Art as an alarm clock to wake us up from apathy about our world
Here is where the arts come in. Art has the capacity to make the familiar unfamiliar. It can heal us from the overall numbness we face when we think about the great challenges of our time.
‘The job of artists is to open doors and to invite in the unknown, the unfamiliar. To calculate on the unforeseen is perhaps exactly the paradoxical operation that life most requires of us.’ Rebecca Solnit, A Field Guide to Getting Lost
Dreaming and envisioning together: the Earth Charter
What to do when we wake up and see that we are actually living a nightmare? The answer: dream while you are awake. We need to keep a spirit of hope. Hope does not mean that we are denying the current challenges. It means that we have the courage to make things happen. For that, we need to envision a better future.
The Earth Charter is a declaration of fundamental ethical principles for building a just, sustainable and peaceful global society in the 21st century. It is a common vision of all nations and cultures on Earth. It was drafted in the most inclusive and participatory process ever associated with the creation of an international declaration. In its 16 principles, the Earth Charter recognizes that the goals of ecological protection, eradication of poverty, respect for human rights, democracy and peace are interdependent. The Earth Charter holds the capacity to serve as an inclusive, integrated ethical framework to guide the transition towards a sustainable future.

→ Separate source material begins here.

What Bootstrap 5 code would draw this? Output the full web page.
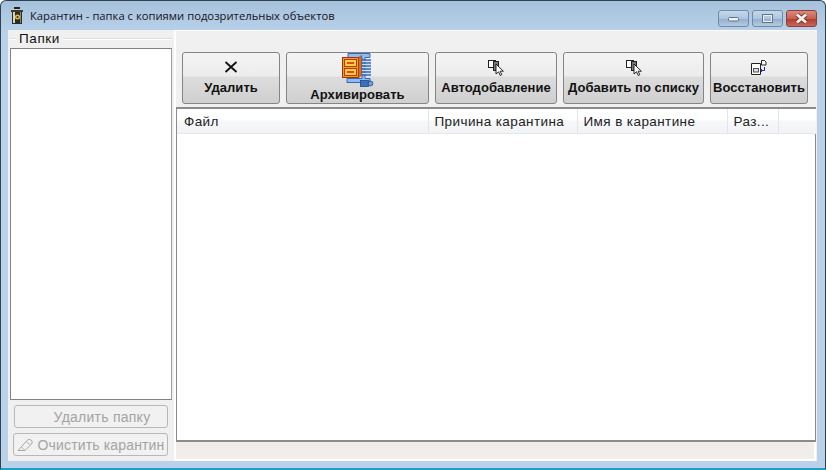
<!DOCTYPE html>
<html lang="ru">
<head>
    <meta charset="UTF-8">
    <meta name="viewport" content="width=device-width, initial-scale=1.0">
    <title>Карантин</title>
    <link href="https://cdn.jsdelivr.net/npm/bootstrap@5.3.0/dist/css/bootstrap.min.css" rel="stylesheet">
    <style>
        html, body { height: 100%; margin: 0; overflow: hidden; }
        body { background: #fff; font-family: "Liberation Sans", sans-serif; }
        .okno {
            width: 826px; height: 470px;
            background: linear-gradient(180deg, #a5c1db 0, #b9d2ea 32px, #b9d2ea 100%);
            border: 1px solid #2f4250;
            border-bottom: 2px solid #1f9fc4;
            border-radius: 6px 6px 0 0;
        }
        .zagolovok { height: 29px; padding: 6px 8px 0 9px; }
        .zagolovok-text { font: 11.25px "Open Sans", sans-serif; color: #1a1020; margin-left: 6px; padding-top: 1px; }
        .knopki-okna { gap: 3px; margin-left: auto; margin-top: 3px; height: 17px; }
        .knopka-okna {
            width: 31px; height: 17px; border: 1px solid #6f8aa5; border-radius: 3px;
            background: linear-gradient(180deg, #c5d8ea 0, #adc6de 50%, #90add0 51%, #b5cbe0 100%);
        }
        .knopka-zakryt { border-color: #8f3f3a; background: linear-gradient(180deg, #d98c80 0, #c8604f 50%, #b03a2c 51%, #c9675a 100%); }
        .rabochaya { height: 431px; margin: 0 8px 0 7px; background: #f0f0f0; }
        .levaya { width: 167px; border-right: 1px solid #fff; padding: 0 1px 3px 2px; }
        .gruppa { height: 18px; margin-right: 1px; }
        .gruppa-liniya { height: 1px; background: #dcdcdc; border-bottom: 1px solid #fff; box-sizing: content-box; }
        .gruppa-text { font: 13.5px/15px "Liberation Sans", sans-serif; padding: 0 3px 2px; color: #111; letter-spacing: .6px; }
        .papki { width: 162px; height: 352px; background: #fff; border: 1px solid #7f8389; border-right-color: #a0a0a0; }
        .seraya-knopka {
            height: 23px; background: #f1f1f1; border: 1px solid #b5b9b8; border-radius: 3px;
            font: 14px/20px "Liberation Sans", sans-serif; color: #a3a3a3; padding: 0;
        }
        .seraya-knopka:disabled { background: #f1f1f1; border-color: #b5b9b8; color: #a3a3a3; opacity: 1; }
        .knopka-papka { width: 154px; margin: 5px 0 0 4px; padding-left: 22px; letter-spacing: .25px; }
        .knopka-ochistit { width: 155px; margin: 5px 0 0 3px; letter-spacing: .15px; }
        .pravaya { width: 642px; border-left: 1px solid #fff; border-top: 1px solid #fff; }
        .paneli { height: 76px; padding: 21px 0 0 6px; gap: 6px; }
        .instrument {
            height: 52px; padding: 0; color: #111; border: 1px solid #858585; border-radius: 3px;
            background: linear-gradient(180deg, #f4f4f4 0, #ececec 23px, #dcdcdc 24px, #cfcfcf 100%);
            font: bold 13px/16px "Liberation Sans", sans-serif; white-space: nowrap; letter-spacing: .05px;
        }
        .instrument:hover { color: #111; border-color: #858585; }
        .spisok { width: 640px; height: 335px; background: #fff; border: 1px solid #8b8b8b; border-width: 2px 1px 2px 1px; }
        .spisok .table { margin: 0; table-layout: fixed; width: 639px; }
        .spisok th {
            height: 24px; padding: 2px 0 0 6px; font: 13.5px/22px "Liberation Sans", sans-serif; color: #222;
            letter-spacing: .4px; border-bottom: 1px solid #e6e7ea; border-right: 1px solid #e3e5e8;
            background: linear-gradient(180deg, #fff 0, #fff 45%, #f6f7f9 50%, #f2f3f5 100%);
            white-space: nowrap; overflow: hidden; box-shadow: none;
        }
        .spisok th:first-child { padding-left: 7px; }
        .spisok th:last-child { border-right: 0; }
        .stroka-sostoyaniya { height: 19px; width: 640px; background: #f0edeb; border-bottom: 2px solid #fff; border-right: 2px solid #fff; }
    </style>
</head>
<body>
    <div class="okno d-flex flex-column">
        <!-- Заголовок окна -->
        <div class="zagolovok d-flex align-items-start flex-shrink-0">
            <svg width="14" height="17" viewBox="0 0 14 17">
                <rect x="4" y="0" width="6" height="2" fill="#222"/>
                <rect x="1" y="2" width="12" height="3" fill="#3a3a38"/>
                <path d="M2 5h10v12H2z" fill="#2a2a28"/>
                <rect x="3" y="5" width="2" height="11" fill="#d8d4c0"/>
                <rect x="10" y="5" width="1" height="11" fill="#8a8a80"/>
                <circle cx="7.500" cy="10" r="2.500" fill="#e8c22e"/>
                <circle cx="7.500" cy="10" r="1" fill="#222"/>
                <rect x="1" y="2" width="12" height="1" fill="#c8c8c0"/>
            </svg>
            <div class="zagolovok-text">Карантин - папка с копиями подозрительных объектов</div>
            <div class="knopki-okna d-flex">
                <div class="knopka-okna d-flex align-items-center justify-content-center">
                    <svg width="11" height="6" viewBox="0 0 11 6"><rect x=".5" y="1.500" width="10" height="3.500" rx="1" fill="#eef2f6" stroke="#5f7488"/></svg>
                </div>
                <div class="knopka-okna d-flex align-items-center justify-content-center">
                    <svg width="11" height="9" viewBox="0 0 11 9"><rect x="1" y="1" width="9" height="7" fill="none" stroke="#e8eef4" stroke-width="2"/><rect x=".5" y=".5" width="10" height="8" fill="none" stroke="#5f7488"/></svg>
                </div>
                <div class="knopka-okna knopka-zakryt d-flex align-items-center justify-content-center">
                    <svg width="15" height="11" viewBox="0 0 15 11"><path d="M3 1.500l9 8M12 1.500l-9 8" stroke="#6d2a22" stroke-width="4.400"/><path d="M3 1.500l9 8M12 1.500l-9 8" stroke="#f4f0ee" stroke-width="3"/></svg>
                </div>
            </div>
        </div>

        <div class="rabochaya d-flex">
            <!-- Левая панель -->
            <div class="levaya d-flex flex-column flex-shrink-0">
                <div class="gruppa d-flex align-items-center">
                    <div class="gruppa-liniya" style="width:6px"></div>
                    <div class="gruppa-text">Папки</div>
                    <div class="gruppa-liniya flex-grow-1"></div>
                </div>
                <div class="papki"></div>
                <button class="btn seraya-knopka knopka-papka" disabled>Удалить папку</button>
                <button class="btn seraya-knopka knopka-ochistit d-flex align-items-center justify-content-center gap-1" disabled>
                    <svg width="17" height="14" viewBox="0 0 17 14"><path d="M1 12.500L10 2.500c1-1 2.500-1.500 4-.5s1.500 2.500 .5 4L8 12.500z" fill="none" stroke="#a8a8a8"/><path d="M4.500 9l3 3M9 3.500l4 3" stroke="#b8b8b8" fill="none"/></svg>
                    <span>Очистить карантин</span>
                </button>
            </div>

            <!-- Правая панель -->
            <div class="pravaya d-flex flex-column">
                <div class="paneli d-flex">
                    <button class="btn instrument d-flex flex-column align-items-center" style="width:98px">
                        <svg width="14" height="14" viewBox="0 0 14 14" style="margin-top:7px"><path d="M1.500 2l11 10M12.500 2l-11 10" stroke="#111" stroke-width="1.800"/></svg>
                        <span style="margin-top:6px">Удалить</span>
                    </button>
                    <button class="btn instrument d-flex flex-column align-items-center" style="width:143px">
                        <svg width="33" height="34" viewBox="0 0 33 34">
                            <path d="M7 .5h22v4H24v21h5v4H6v-4h15V4.500H7z" fill="#8fbcec" stroke="#2a5aa8" stroke-width=".9"/>
                            <path d="M21 7h9M21 10h9M21 13h9M21 16h9M21 19h9M21 22h9" stroke="#3668b8" stroke-width="1.400"/>
                            <path d="M21 8.500h9M21 11.500h9M21 14.500h9M21 17.500h9M21 20.500h9" stroke="#c8def6" stroke-width="1"/>
                            <rect x="1.500" y="4.500" width="16" height="20" fill="#e8a020" stroke="#a03018"/>
                            <rect x="3.500" y="6.500" width="12" height="7" fill="#f8d040" stroke="#c83018"/>
                            <rect x="3.500" y="15.500" width="12" height="7" fill="#f8d040" stroke="#c83018"/>
                            <rect x="6" y="9" width="7" height="2" fill="#e04a20"/>
                            <rect x="6" y="18" width="7" height="2" fill="#e04a20"/>
                            <path d="M17.500 4.500l3-2v20l-3 2z" fill="#c87818" stroke="#a03018" stroke-width=".6"/>
                            <rect x="19.500" y="27.500" width="8" height="6" fill="#3c70bc" stroke="#1f4a88" stroke-width=".8"/>
                            <circle cx="29.500" cy="30.500" r="2.400" fill="#6fa0dc" stroke="#1f4a88" stroke-width=".8"/>
                        </svg>
                        <span>Архивировать</span>
                    </button>
                    <button class="btn instrument d-flex flex-column align-items-center" style="width:122px">
                        <svg width="16" height="16" viewBox="0 0 16 16" style="margin-top:7px">
                            <rect x=".5" y=".5" width="7" height="7" fill="#fff" stroke="#222"/>
                            <rect x="5.500" y="1.500" width="5" height="9" fill="#777" stroke="#222"/>
                            <path d="M8 4v10l2.500-2.200 1.700 3.700 1.600-.8-1.700-3.500h3.300z" fill="#fff" stroke="#111" stroke-width=".9"/>
                        </svg>
                        <span style="margin-top:4px">Автодобавление</span>
                    </button>
                    <button class="btn instrument d-flex flex-column align-items-center" style="width:141px">
                        <svg width="16" height="16" viewBox="0 0 16 16" style="margin-top:7px">
                            <rect x=".5" y=".5" width="7" height="7" fill="#fff" stroke="#222"/>
                            <rect x="5.500" y="1.500" width="5" height="9" fill="#777" stroke="#222"/>
                            <path d="M8 4v10l2.500-2.200 1.700 3.700 1.600-.8-1.700-3.500h3.300z" fill="#fff" stroke="#111" stroke-width=".9"/>
                        </svg>
                        <span style="margin-top:4px">Добавить по списку</span>
                    </button>
                    <button class="btn instrument d-flex flex-column align-items-center" style="width:98px">
                        <svg width="16" height="16" viewBox="0 0 16 16" style="margin-top:7px">
                            <path d="M.5 3.500h9v11h-9z" fill="#fff" stroke="#222"/>
                            <rect x="2.500" y="8.500" width="5" height="3.500" fill="#ddd" stroke="#555"/>
                            <path d="M10.500 .5h3l1.500 1.500v3h-4.500z" fill="#fff" stroke="#222"/>
                            <path d="M13.500 7v3.500H9.500M11 9l-1.700 1.500L11 12" fill="none" stroke="#1a2a9a"/>
                        </svg>
                        <span style="margin-top:4px">Восстановить</span>
                    </button>
                </div>

                <!-- Список файлов -->
                <div class="spisok flex-shrink-0">
                    <table class="table">
                        <thead>
                            <tr>
                                <th style="width:251px">Файл</th>
                                <th style="width:149px">Причина карантина</th>
                                <th style="width:150px">Имя в карантине</th>
                                <th style="width:51px">Раз...</th>
                                <th></th>
                            </tr>
                        </thead>
                    </table>
                </div>
                <div class="stroka-sostoyaniya"></div>
            </div>
        </div>
    </div>

    <script src="https://cdn.jsdelivr.net/npm/bootstrap@5.3.0/dist/js/bootstrap.bundle.min.js"></script>
</body>
</html>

Earth Charter embodied in art
The inclusive history and the content of the Earth Charter make it a very powerful document. Here, art can play a role in order to visualize and embody the 16 principles. Numerous artists from various disciplines have been using the Earth Charter as an inspiration. Some examples:
Images in this article appeared in the book HEY 4 Degrees Art. The authors of the book asked 102 artists from 20 countries to answer and visualize questions that emerged from the Earth Charter. Furthermore, an Earth Charter Manga, Graphic Novel and children’s book were published.
The Dutch Urban Design Centre has the Earth Charter principle 7c at the core of its business model. Furthermore, multiple songs, a musical, a theater play, and poems have been produced based on the Earth Charter.
To come full circle, I would like to end where I started: art can wake us up from the world crisis in which we are currently in and at the same time allow us to dream for a better future.